▶ _EXERCISE INSTRUCTIONS_
Find the lines holding the string "components" in the data, then copy all of them.

* BEGIN *

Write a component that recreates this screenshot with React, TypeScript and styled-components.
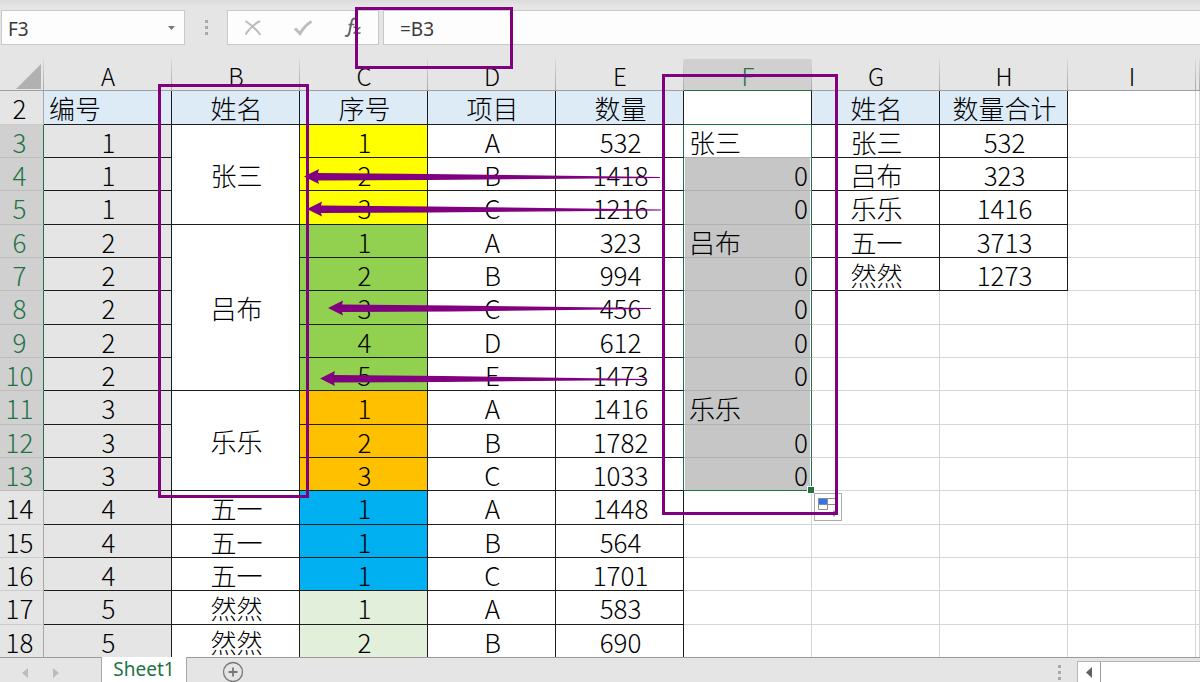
import React from "react";
import styled, { createGlobalStyle, css } from "styled-components";

const GREEN = "#217346";
const PURPLE = "#800080";
const CHROME = "#e5e5e5";
const INK = "#1c1c1c";
const GRID = "#d6d6d6";

const GlobalStyle = createGlobalStyle`
  *, *::before, *::after { box-sizing: border-box; }
  body {
    margin: 0;
    background: ${CHROME};
    color: #000;
    font-family: "Noto Sans CJK SC", "Noto Sans", sans-serif;
  }
  button, input { font: inherit; color: inherit; border-radius: 0; }
`;

const Page = styled.main`
  position: relative;
  overflow: hidden;
`;

const FormulaRow = styled.div`
  display: flex;
  align-items: stretch;
  height: 59px;
  padding: 10px 0 14px 1px;
  background: linear-gradient(to bottom, #dcdcdc, ${CHROME} 6px);
`;

const NameBox = styled.div`
  display: flex;
  width: 184px;
  border: 1px solid #c9c9c9;
  background: #fdfdfd;
`;

const TextInput = styled.input`
  flex: 1;
  min-width: 0;
  border: 0;
  padding: 2px 6px 0;
  background: transparent;
  color: #3a3a3a;
  font-family: "Noto Sans", sans-serif;
  font-size: 19px;
  outline: none;
`;

const PlainButton = styled.button`
  display: flex;
  align-items: center;
  justify-content: center;
  padding: 0;
  border: 0;
  background: transparent;
`;

const DropButton = styled(PlainButton)`
  width: 25px;
`;

const Dots = styled.span<{ $gap: number }>`
  display: flex;
  flex-direction: column;
  align-items: center;
  justify-content: center;
  gap: ${(p) => p.$gap}px;

  i {
    width: 3px;
    height: 3px;
    background: #a9a9a9;
  }
`;

const Splitter = styled(Dots)`
  width: 42px;
`;

const EditButtons = styled.div`
  display: flex;
  width: 152px;
  margin-right: 4px;
  border: 1px solid #c9c9c9;
  background: #fdfdfd;
`;

const EditButton = styled(PlainButton)`
  flex: 1;
`;

const FormulaInput = styled(TextInput)`
  border: 1px solid #c9c9c9;
  border-right: 0;
  padding: 2px 16px 0;
  background: #fdfdfd;
`;

const Sheet = styled.table`
  width: 100%;
  table-layout: fixed;
  border-collapse: separate;
  border-spacing: 0;
  background: #fff;
  font-size: 26px;
  font-weight: 300;
  line-height: 30px;

  tbody tr { height: 33px; }
  tbody tr:nth-child(3n + 1) { height: 34px; }
`;

const Col = styled.col<{ $w?: number }>`
  width: ${(p) => (p.$w ? `${p.$w}px` : "auto")};
`;

const ColumnHeader = styled.th<{ $selected?: boolean }>`
  height: 32px;
  padding: 2px 0 0;
  border-bottom: 1px solid ${(p) => (p.$selected ? GREEN : "#a0a0a0")};
  background:
    linear-gradient(to bottom, #dadada, #a8a8a8) right / 1px 100% no-repeat,
    ${(p) => (p.$selected ? "#d0d0d0" : CHROME)};
  color: ${(p) => (p.$selected ? GREEN : "#000")};
  font-size: 24px;
  font-weight: 300;
  line-height: 26px;
`;

const Corner = styled(ColumnHeader)`
  padding: 3px 0 0 14px;

  svg { display: block; }
`;

const RowHeader = styled.th<{ $selected?: boolean }>`
  padding: 1px 4px 0 0;
  border-right: 1px solid ${(p) => (p.$selected ? GREEN : "#a8a8a8")};
  border-bottom: 1px solid ${(p) => (p.$selected ? "#bdbdbd" : "#cccccc")};
  background: ${(p) => (p.$selected ? "#d0d0d0" : CHROME)};
  color: ${(p) => (p.$selected ? GREEN : "#000")};
  font-weight: 300;
`;

type CellProps = {
  $fill?: string;
  $boxed?: boolean;
  $align?: "left" | "center" | "right";
  $rightEdge?: string;
  $bottomEdge?: string;
};

const Cell = styled.td<CellProps>`
  padding: 1px 3px 0 5px;
  text-align: ${(p) => p.$align ?? "center"};
  background: ${(p) => p.$fill ?? "#fff"};
  border-style: solid;
  border-width: 0 1px 1px 0;
  border-right-color: ${(p) => p.$rightEdge ?? (p.$boxed ? INK : GRID)};
  border-bottom-color: ${(p) => p.$bottomEdge ?? (p.$boxed ? INK : GRID)};
`;

const SelectedCell = styled(Cell)<{ $active?: boolean }>`
  position: relative;
  ${(p) =>
    !p.$active &&
    css`
      box-shadow: inset 1px 0 0 #fff, inset -1px 0 0 #fff;
    `}
`;

const FillHandle = styled.span`
  position: absolute;
  right: -4px;
  bottom: -4px;
  z-index: 1;
  width: 8px;
  height: 8px;
  border: 1px solid #fff;
  background: ${GREEN};
`;

const AutoFillButton = styled(PlainButton)`
  position: absolute;
  right: -31px;
  bottom: -31px;
  z-index: 1;
  width: 28px;
  height: 28px;
  border: 1px solid #ababab;
  background: #fff;
`;

const BottomBar = styled.footer`
  position: relative;
  display: flex;
  height: 25px;
  margin-top: -1px;
  border-top: 1px solid #9b9b9b;
  background: ${CHROME};
`;

const SheetNav = styled.div`
  display: flex;
  align-items: flex-end;
  justify-content: space-between;
  width: 101px;
  padding: 0 40px 3px 20px;
`;

const NavButton = styled(PlainButton)`
  width: 10px;
  height: 13px;
`;

const SheetTab = styled.button`
  width: 86px;
  margin-top: -1px;
  padding: 0 0 2px;
  border: 1px solid #a8a8a8;
  border-width: 0 1px;
  background: #fff;
  color: ${GREEN};
  font-family: "Noto Sans", sans-serif;
  font-size: 19px;
  line-height: 22px;
`;

const AddSheet = styled(PlainButton)`
  align-self: flex-start;
  width: 22px;
  height: 22px;
  margin: 3px auto 0 35px;
`;

const BarDots = styled(Dots)`
  padding-top: 5px;
  margin-right: 16px;
`;

const ScrollBar = styled.div`
  display: flex;
  width: 123px;
  margin-top: 3px;
  border: 1px solid #b5b5b5;
  border-width: 1px 0 0 1px;
  background: #fff;
`;

const ScrollButton = styled(PlainButton)`
  width: 23px;
  border-right: 1px solid #9b9b9b;
`;

const Annotations = styled.svg`
  position: absolute;
  top: 0;
  left: 0;
  z-index: 2;
  pointer-events: none;
`;

const YELLOW = "#ffff00";
const LIME = "#92d050";
const ORANGE = "#ffc000";
const BLUE = "#00b0f0";
const MINT = "#e2efda";
const HEAD = "#ddebf7";
const GREY = "#e5e5e5";
const SELECTED = "#c6c6c6";

type Row = {
  n: number;
  id: string;
  name?: string;
  span?: number;
  seq: string;
  item: string;
  qty: string;
  fill: string;
  f?: string;
  sum?: [string, string];
};

const rows: Row[] = [
  { n: 3, id: "1", name: "张三", span: 3, seq: "1", item: "A", qty: "532", fill: YELLOW, f: "张三", sum: ["张三", "532"] },
  { n: 4, id: "1", seq: "2", item: "B", qty: "1418", fill: YELLOW, f: "0", sum: ["吕布", "323"] },
  { n: 5, id: "1", seq: "3", item: "C", qty: "1216", fill: YELLOW, f: "0", sum: ["乐乐", "1416"] },
  { n: 6, id: "2", name: "吕布", span: 5, seq: "1", item: "A", qty: "323", fill: LIME, f: "吕布", sum: ["五一", "3713"] },
  { n: 7, id: "2", seq: "2", item: "B", qty: "994", fill: LIME, f: "0", sum: ["然然", "1273"] },
  { n: 8, id: "2", seq: "3", item: "C", qty: "456", fill: LIME, f: "0" },
  { n: 9, id: "2", seq: "4", item: "D", qty: "612", fill: LIME, f: "0" },
  { n: 10, id: "2", seq: "5", item: "E", qty: "1473", fill: LIME, f: "0" },
  { n: 11, id: "3", name: "乐乐", span: 3, seq: "1", item: "A", qty: "1416", fill: ORANGE, f: "乐乐" },
  { n: 12, id: "3", seq: "2", item: "B", qty: "1782", fill: ORANGE, f: "0" },
  { n: 13, id: "3", seq: "3", item: "C", qty: "1033", fill: ORANGE, f: "0" },
  { n: 14, id: "4", name: "五一", seq: "1", item: "A", qty: "1448", fill: BLUE },
  { n: 15, id: "4", name: "五一", seq: "1", item: "B", qty: "564", fill: BLUE },
  { n: 16, id: "4", name: "五一", seq: "1", item: "C", qty: "1701", fill: BLUE },
  { n: 17, id: "5", name: "然然", seq: "1", item: "A", qty: "583", fill: MINT },
  { n: 18, id: "5", name: "然然", seq: "2", item: "B", qty: "690", fill: MINT },
];

const columns = ["A", "B", "C", "D", "E", "F", "G", "H", "I"];

const Arrow = ({ x, y, end, drop }: { x: number; y: number; end: number; drop: number }) => (
  <path
    fill={PURPLE}
    d={`M${x} ${y} L${x + 15} ${y - 7.5} L${x + 14} ${y - 3.5} L${x + 124} ${y - 2.5} L${end} ${y + drop - 0.5} V${y + drop + 0.5} L${x + 124} ${y + 3.5} L${x + 14} ${y + 4} L${x + 15} ${y + 7.5} Z`}
  />
);

const AutoFillIcon = () => (
  <svg width="22" height="22" viewBox="0 0 22 22" fill="none" stroke="#8c8c8c">
    <path d="M1.500 8.500H10.500V13.500H1.500Z M10.500 2.500H21 M10.500 8.500H21" />
    <path d="M1.500 2.500H10.500V8.500H1.500Z" fill="#2f74f5" />
    <path d="M1.500 16v4M4.500 16v4M7.500 16v4M10.500 16v4" strokeDasharray="1 1" />
    <path d="M14 17.500h6M17 14.500v6" stroke="#444" />
  </svg>
);

function SheetRow({ row }: { row: Row }) {
  const inSelection = row.f !== undefined;
  const first = row.n === 3;
  const last = row.n === 13;
  return (
    <tr>
      <RowHeader scope="row" $selected={inSelection}>{row.n}</RowHeader>
      <Cell $boxed $fill={GREY}>{row.id}</Cell>
      {row.name && <Cell $boxed rowSpan={row.span ?? 1}>{row.name}</Cell>}
      <Cell $boxed $fill={row.fill}>{row.seq}</Cell>
      <Cell $boxed>{row.item}</Cell>
      <Cell $boxed $rightEdge={inSelection ? GREEN : undefined}>{row.qty}</Cell>
      {inSelection ? (
        <SelectedCell
          $active={first}
          $align={row.f === "0" ? "right" : "left"}
          $fill={first ? "#fff" : SELECTED}
          $rightEdge={GREEN}
          $bottomEdge={last ? GREEN : "#b0b0b0"}
        >
          {row.f}
          {last && (
            <>
              <FillHandle />
              <AutoFillButton type="button" aria-label="Auto fill options">
                <AutoFillIcon />
              </AutoFillButton>
            </>
          )}
        </SelectedCell>
      ) : (
        <Cell />
      )}
      <Cell $boxed={!!row.sum}>{row.sum?.[0]}</Cell>
      <Cell $boxed={!!row.sum}>{row.sum?.[1]}</Cell>
      <Cell />
      <Cell />
    </tr>
  );
}

export default function App() {
  return (
    <Page>
      <GlobalStyle />
      <FormulaRow>
        <NameBox>
          <TextInput aria-label="Name box" defaultValue="F3" />
          <DropButton type="button" aria-label="Show names">
            <svg width="7" height="4" viewBox="0 0 7 4"><path d="M0 0H7L3.500 4Z" fill="#777" /></svg>
          </DropButton>
        </NameBox>
        <Splitter $gap={3}><i /><i /><i /></Splitter>
        <EditButtons>
          <EditButton type="button" aria-label="Cancel">
            <svg width="18" height="16" viewBox="0 0 18 16" fill="none" stroke="#bdbdbd" strokeWidth="2">
              <path d="M1.500 1C6 4 12 9 16.500 15M16 1C10 4 5 9 1.500 14.500" />
            </svg>
          </EditButton>
          <EditButton type="button" aria-label="Enter">
            <svg width="20" height="16" viewBox="0 0 20 16" fill="none" stroke="#bdbdbd" strokeWidth="3">
              <path d="M2 8.500L7 13.500C10 8.500 14 4 18.500 1.500" />
            </svg>
          </EditButton>
          <EditButton type="button" aria-label="Insert function">
            <svg width="18" height="21" viewBox="0 0 18 21" fill="none" stroke="#666" strokeWidth="1.500">
              <path d="M12 2.500C10 0.500 8 2 7.500 5L5.500 15C5 18.500 3 20 1 18.500" strokeWidth="2" />
              <path d="M4.500 7.500H10.500M9.500 10.500C12 9.500 12.500 12 13 14C13.500 16 14.500 17 16.500 15.500M16.500 10.500C14 10.500 12 15.500 9.500 16.500" />
            </svg>
          </EditButton>
        </EditButtons>
        <FormulaInput aria-label="Formula bar" defaultValue="=B3" />
      </FormulaRow>

      <Sheet>
        <colgroup>
          <Col $w={44} />
          {columns.map((c) => <Col key={c} $w={128} />)}
          <Col />
        </colgroup>
        <thead>
          <tr>
            <Corner aria-label="Select all">
              <svg width="27" height="25" viewBox="0 0 27 25"><path d="M27 0V25H2Z" fill="#b1b1b1" /></svg>
            </Corner>
            {columns.map((c) => (
              <ColumnHeader key={c} scope="col" $selected={c === "F"}>{c}</ColumnHeader>
            ))}
            <ColumnHeader />
          </tr>
        </thead>
        <tbody>
          <tr>
            <RowHeader scope="row">2</RowHeader>
            <Cell $boxed $fill={HEAD} $align="left">编号</Cell>
            <Cell $boxed $fill={HEAD}>姓名</Cell>
            <Cell $boxed $fill={HEAD}>序号</Cell>
            <Cell $boxed $fill={HEAD}>项目</Cell>
            <Cell $boxed $fill={HEAD}>数量</Cell>
            <Cell $boxed $bottomEdge={GREEN} />
            <Cell $boxed $fill={HEAD}>姓名</Cell>
            <Cell $boxed $fill={HEAD}>数量合计</Cell>
            <Cell />
            <Cell />
          </tr>
          {rows.map((row) => <SheetRow key={row.n} row={row} />)}
        </tbody>
      </Sheet>

      <BottomBar>
        <SheetNav>
          <NavButton type="button" aria-label="Previous sheet">
            <svg width="6" height="10" viewBox="0 0 6 10"><path d="M6 0V10L0 5Z" fill="#bcbcbc" /></svg>
          </NavButton>
          <NavButton type="button" aria-label="Next sheet">
            <svg width="6" height="10" viewBox="0 0 6 10"><path d="M0 0V10L6 5Z" fill="#bcbcbc" /></svg>
          </NavButton>
        </SheetNav>
        <SheetTab type="button">Sheet1</SheetTab>
        <AddSheet type="button" aria-label="New sheet">
          <svg width="22" height="22" viewBox="0 0 22 22" fill="none" stroke="#777">
            <circle cx="11" cy="11" r="9.500" strokeWidth="1.300" />
            <path d="M6.500 11H15.500M11 6.500V15.500" strokeWidth="1.800" />
          </svg>
        </AddSheet>
        <BarDots $gap={3}><i /><i /><i /></BarDots>
        <ScrollBar>
          <ScrollButton type="button" aria-label="Scroll left">
            <svg width="6" height="11" viewBox="0 0 6 11"><path d="M6 0V11L0 5.500Z" fill="#606060" /></svg>
          </ScrollButton>
        </ScrollBar>
      </BottomBar>

      <Annotations width="1200" height="682" aria-hidden="true">
        <g fill="none" stroke={PURPLE} strokeWidth="3">
          <rect x="356.500" y="8.500" width="155" height="59" />
          <rect x="159.500" y="85.500" width="148" height="411" />
          <rect x="663.500" y="75.500" width="173" height="438" />
        </g>
        <Arrow x={304} y={176.5} end={660} drop={1} />
        <Arrow x={307} y={209} end={661} drop={1} />
        <Arrow x={328} y={308} end={651} drop={0.5} />
        <Arrow x={320} y={378.5} end={647} drop={1} />
      </Annotations>
    </Page>
  );
}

* END *

▶ _SOLUTION TO THIS EXERCISE_
Write a component that recreates this screenshot with React, TypeScript and styled-components.
import styled, { createGlobalStyle, css } from "styled-components";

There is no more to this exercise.